Obwohl 1974 geboren, bin ich mit den Beatles groß geworden. Meine Mutter war Fan, die Platten liefen bei uns rauf und runter. Um es zu präzisieren, sie war McCartney-Fan und ließ kein gutes Haar an John Lennon, noch weniger an Yoko Ono. Und damit wären wir auch schon beim Thema.
Der Bestseller-Autor David Foenkinos, bekannt u.a. durch „Nathalie küsst“, hat sich an die Mammutaufgabe gemacht, John Lennons Leben zu erzählen. Aber nicht nur das, er lässt Lennon selbst sprechen, und zwar bei nicht näher definierten Sitzungen, vermutlich bei einem Psychiater, über Jahre hinweg.
Beginnend mit seiner Kindheit und Jugend, berichtet Lennon vom schwierigen Verhältnis zu seinen Eltern, von der in ihm heranwachsenden Wut, der Einsamkeit, der Sehnsucht nach Liebe und Geborgenheit. Weiter geht es mit der Bandgründung, den ersten Alkohol- und Drogenerfahrungen, den ersten Gewaltausbrüchen, Erfolgen und Niederlagen.

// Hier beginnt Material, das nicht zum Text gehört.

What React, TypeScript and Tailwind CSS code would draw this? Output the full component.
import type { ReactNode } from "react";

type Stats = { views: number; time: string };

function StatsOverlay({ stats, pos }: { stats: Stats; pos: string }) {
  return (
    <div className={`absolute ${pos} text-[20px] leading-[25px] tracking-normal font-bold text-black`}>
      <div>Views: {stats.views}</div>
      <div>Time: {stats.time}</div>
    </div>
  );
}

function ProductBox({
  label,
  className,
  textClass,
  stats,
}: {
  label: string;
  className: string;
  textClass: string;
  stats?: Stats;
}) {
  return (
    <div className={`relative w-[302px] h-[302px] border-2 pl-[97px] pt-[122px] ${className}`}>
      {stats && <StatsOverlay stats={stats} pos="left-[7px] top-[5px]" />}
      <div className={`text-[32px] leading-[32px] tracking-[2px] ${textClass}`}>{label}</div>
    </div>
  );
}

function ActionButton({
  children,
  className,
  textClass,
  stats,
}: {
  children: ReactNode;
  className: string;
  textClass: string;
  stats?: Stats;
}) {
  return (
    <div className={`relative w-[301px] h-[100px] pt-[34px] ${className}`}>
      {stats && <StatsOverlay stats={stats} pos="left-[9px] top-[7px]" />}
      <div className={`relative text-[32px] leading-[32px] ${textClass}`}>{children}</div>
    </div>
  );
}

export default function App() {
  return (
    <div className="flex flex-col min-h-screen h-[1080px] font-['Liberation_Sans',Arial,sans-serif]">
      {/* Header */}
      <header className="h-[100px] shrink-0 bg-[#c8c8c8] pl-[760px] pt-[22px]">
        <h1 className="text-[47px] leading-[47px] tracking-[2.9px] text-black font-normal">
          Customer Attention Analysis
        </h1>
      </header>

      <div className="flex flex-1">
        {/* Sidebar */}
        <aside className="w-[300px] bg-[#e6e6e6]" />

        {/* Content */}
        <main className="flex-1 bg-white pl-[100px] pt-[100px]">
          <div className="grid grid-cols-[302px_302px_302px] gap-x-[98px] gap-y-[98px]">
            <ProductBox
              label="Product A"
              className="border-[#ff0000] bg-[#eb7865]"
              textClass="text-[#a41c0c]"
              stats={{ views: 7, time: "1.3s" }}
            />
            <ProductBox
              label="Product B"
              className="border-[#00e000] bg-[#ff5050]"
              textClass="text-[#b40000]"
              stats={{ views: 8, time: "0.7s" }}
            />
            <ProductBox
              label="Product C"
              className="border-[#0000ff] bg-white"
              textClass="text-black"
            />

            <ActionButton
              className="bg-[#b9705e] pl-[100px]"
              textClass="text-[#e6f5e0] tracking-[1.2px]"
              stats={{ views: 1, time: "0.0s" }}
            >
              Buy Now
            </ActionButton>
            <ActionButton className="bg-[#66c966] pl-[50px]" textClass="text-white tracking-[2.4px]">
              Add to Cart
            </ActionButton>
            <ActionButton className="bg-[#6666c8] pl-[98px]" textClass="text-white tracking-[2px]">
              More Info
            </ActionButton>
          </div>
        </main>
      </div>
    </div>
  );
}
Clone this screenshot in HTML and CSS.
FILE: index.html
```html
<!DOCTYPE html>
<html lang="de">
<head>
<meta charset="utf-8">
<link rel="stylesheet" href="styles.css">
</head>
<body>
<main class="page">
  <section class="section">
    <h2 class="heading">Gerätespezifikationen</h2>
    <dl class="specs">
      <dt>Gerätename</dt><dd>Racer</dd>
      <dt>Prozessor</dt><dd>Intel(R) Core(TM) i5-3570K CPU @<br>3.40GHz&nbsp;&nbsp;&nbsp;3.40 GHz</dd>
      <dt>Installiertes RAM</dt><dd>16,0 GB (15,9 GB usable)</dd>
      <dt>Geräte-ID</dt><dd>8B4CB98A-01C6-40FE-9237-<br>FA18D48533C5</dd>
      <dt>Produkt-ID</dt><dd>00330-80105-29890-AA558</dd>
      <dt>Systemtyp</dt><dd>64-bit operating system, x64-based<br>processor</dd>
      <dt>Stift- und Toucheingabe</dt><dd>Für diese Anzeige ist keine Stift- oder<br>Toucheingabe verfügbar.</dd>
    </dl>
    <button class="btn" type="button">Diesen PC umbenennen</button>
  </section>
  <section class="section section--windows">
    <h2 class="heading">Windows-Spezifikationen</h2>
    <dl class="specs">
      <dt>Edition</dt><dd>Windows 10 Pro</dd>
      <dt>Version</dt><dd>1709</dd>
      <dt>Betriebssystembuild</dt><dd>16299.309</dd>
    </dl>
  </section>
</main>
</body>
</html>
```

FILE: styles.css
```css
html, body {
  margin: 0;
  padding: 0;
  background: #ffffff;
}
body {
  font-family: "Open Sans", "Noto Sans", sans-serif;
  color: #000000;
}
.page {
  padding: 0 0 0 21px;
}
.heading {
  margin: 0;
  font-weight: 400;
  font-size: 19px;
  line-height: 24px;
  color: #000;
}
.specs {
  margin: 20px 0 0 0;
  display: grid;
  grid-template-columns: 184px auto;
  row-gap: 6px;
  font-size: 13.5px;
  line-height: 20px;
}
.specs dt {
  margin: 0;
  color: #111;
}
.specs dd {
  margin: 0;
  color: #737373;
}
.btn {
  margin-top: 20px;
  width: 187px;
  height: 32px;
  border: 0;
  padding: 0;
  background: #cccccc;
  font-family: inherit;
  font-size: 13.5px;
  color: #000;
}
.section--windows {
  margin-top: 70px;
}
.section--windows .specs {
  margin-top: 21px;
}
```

Was dann kommt, weiß eigentlich jeder: Beatlemania, der Aufstieg zur bekanntesten Popband aller Zeiten, ein nicht fassbarer Irrsinn mit Millionen von Fans weltweit. Danach kann es nur noch bergab gehen, bis zur Auflösung der Truppe, Lennons Beziehung zu der japanischen Künstlerin Yoko Ono und seinem Tod durch einen Attentäter 1980.
Das ist viel Stoff für ein eigentlich gar nicht so dickes Büchlein. Und so fliegt man durch Lennons Leben, reißt hier etwas an, schaut da ein bißchen hin, es fühlt sich an wie eine Fahrt auf der Wasserrutsche. Man erfährt, dass er gar nicht der nette Nachbarsjunge ist, als den ihn die Medien eine Zeit lang darstellen, dass er die meiste Zeit seines Lebens betrunken oder stoned oder beides war, dass er wohl durchs Leben ging ohne Rücksichtnahme oder Mitgefühl, insgesamt also ein riesengroßer … war.
Foenkinos gelingt es sehr gut, einen Ton zu finden zwischen Selbstverherrlichung und Minderwertigkeitskomplexen, der wohl tatsächlich Lennons Wesen ausmacht. Er hat sicherlich gut recherchiert, Interviews ausgewertet, Artikel gelesen und sich auch sonst alle Mühe gegeben. Und trotzdem bleibt John Lennon blass. Es ist eben nicht Lennon, der da spricht, sondern Foenkinos, der versucht, sich in Lennon hineinzudenken. So könnte es aber die Stimme jedes beliebigen Popstars sein. Die Eckdaten stimmen, lebendig gerät der Text dadurch noch lange nicht. Wahrscheinlich ist es schlichtweg nicht möglich, sich in den sprunghaften, teilweise wirren Geist Lennons einzudenken, so wie es ja auch nicht möglich ist, das Phänomen „Beatles“ wirklich zu erklären.
Ein unterhaltsamer Roman, der für manchen eventuell ein paar Überraschungen bereit hält. Man muss die Beatles nicht kennen, um das Buch zu lesen, es könnte aber beim Verständnis der Abläufe helfen.